My first recollection of the Internet by name was around 1993, when the Paul Bernardo/Karla Homolka murder trial was going on in Canada, and there was a media blackout and also enough people who were interested in this case to get the Internet, just to keep updated on the story.
You missed the animated .plan files! those were the best but it is not like anyone on the internet will let you finger them anyway.
Oddly enough I know lots of devs who still use IRC…and gopher was awesome for finding actual information in a textual fashion. And it was accessible to anyone with a connection if you had a simple telnet client.
But really you had chat, email, newsgroups, primitive hypertext and file sharing before the “web” took off.
I did start using netscape the day it came out…because it let me read the text before the pictures downloaded
Heh. I had all those things on PLATO in 1975.
Chat - term-talk, and multi-user chat rooms.
Mail of course.
Newsgroups - pad was the first, which got expanded into many topical ones.
The Tutor language supported hypertext
File sharing was no problem since we were all on one machine, even if PLATO terminals were scattered throughout the world.
And we also had multiplayer interactive games, and the first MUDs.

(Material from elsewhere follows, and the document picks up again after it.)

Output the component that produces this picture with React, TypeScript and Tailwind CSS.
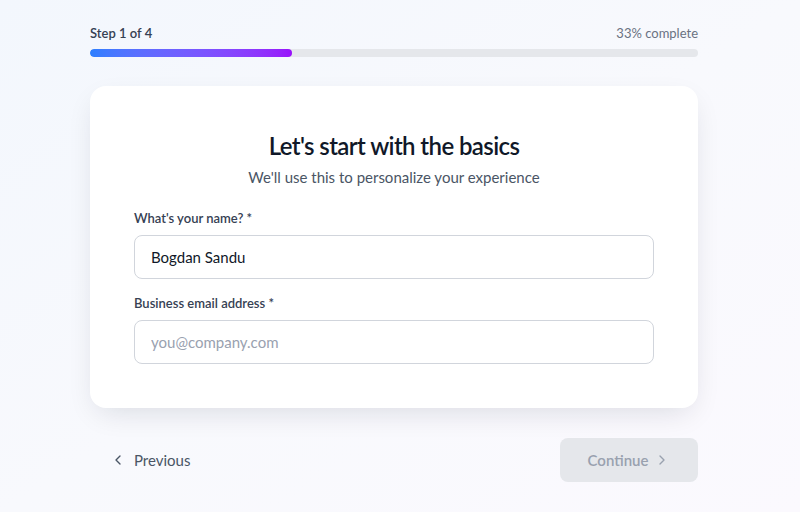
import { ChevronLeft, ChevronRight } from "lucide-react"

export default function App() {
  return (
    <div
      className="min-h-[512px] w-full bg-gradient-to-br from-[#f3f7fd] via-[#f8f9fd] to-[#fbf9fe] pr-3 text-gray-900"
      style={{ fontFamily: 'Lato, "Noto Sans", sans-serif' }}
    >
      <div className="mx-auto w-[608px] pt-[23px]">
        {/* Progress */}
        <div className="mb-1.5 flex items-center justify-between text-[13px] leading-5">
          <span className="font-semibold text-gray-700">Step 1 of 4</span>
          <span className="text-gray-500">33% complete</span>
        </div>
        <div className="mb-[29px] h-2 w-full overflow-hidden rounded-full bg-gray-200">
          <div className="h-full rounded-full bg-gradient-to-r from-blue-500 to-purple-600" style={{ width: "33.3%" }} />
        </div>

        {/* Card */}
        <div className="rounded-2xl bg-white p-11 shadow-[0_10px_30px_-8px_rgba(15,23,42,0.14)]">
          <div className="mb-[19px] text-center">
            <h1 className="mb-[3px] text-2xl leading-8 font-semibold tracking-tight text-gray-900">Let's start with the basics</h1>
            <p className="text-[15px] leading-6 text-gray-600">We'll use this to personalize your experience</p>
          </div>

          <div className="flex flex-col gap-[14px]">
            <div>
              <label className="mb-[7px] block text-[13px] leading-5 font-semibold text-gray-700">What's your name? *</label>
              <input
                className="h-11 w-full rounded-lg border border-gray-300 px-4 text-[15px] text-gray-900 outline-none"
                defaultValue="Bogdan Sandu"
              />
            </div>
            <div>
              <label className="mb-[7px] block text-[13px] leading-5 font-semibold text-gray-700">Business email address *</label>
              <input
                className="h-11 w-full rounded-lg border border-gray-300 px-4 text-[15px] text-gray-900 outline-none placeholder:text-gray-400"
                placeholder="you@company.com"
              />
            </div>
          </div>
        </div>

        {/* Navigation */}
        <div className="mt-[30px] flex items-center justify-between">
          <button className="flex h-11 items-center gap-2 rounded-lg px-5 text-[15px] text-gray-600">
            <ChevronLeft className="h-4 w-4" strokeWidth={2} />
            Previous
          </button>
          <button className="flex h-11 w-[138px] items-center justify-center gap-1.5 rounded-lg bg-gray-200 text-[15px] font-semibold text-gray-400">
            Continue
            <ChevronRight className="h-4 w-4" strokeWidth={2} />
          </button>
        </div>
      </div>
    </div>
  )
}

All this and touch screens too.
I remember 1994 as the year where it really started exploding into the popular culture. It had been somewhat known before then, but that’s when Mosaic and Netscape started hitting their stride and making it accessible to the masses. I don’t know when I would place its birthdate myself, but I suspect it would be some time in the 1980s.
I joined Prodigy in 1994, a couple days before the OJ Simpson murder case coverage began (I think the big story when I joined was Woodstock 2). Shortly thereafter there was a TIME Magazine story about how internet users had topped one million (or maybe 2 or 5 million?). Although I’m pathetically behind the tech curve, I’ll go with 1994.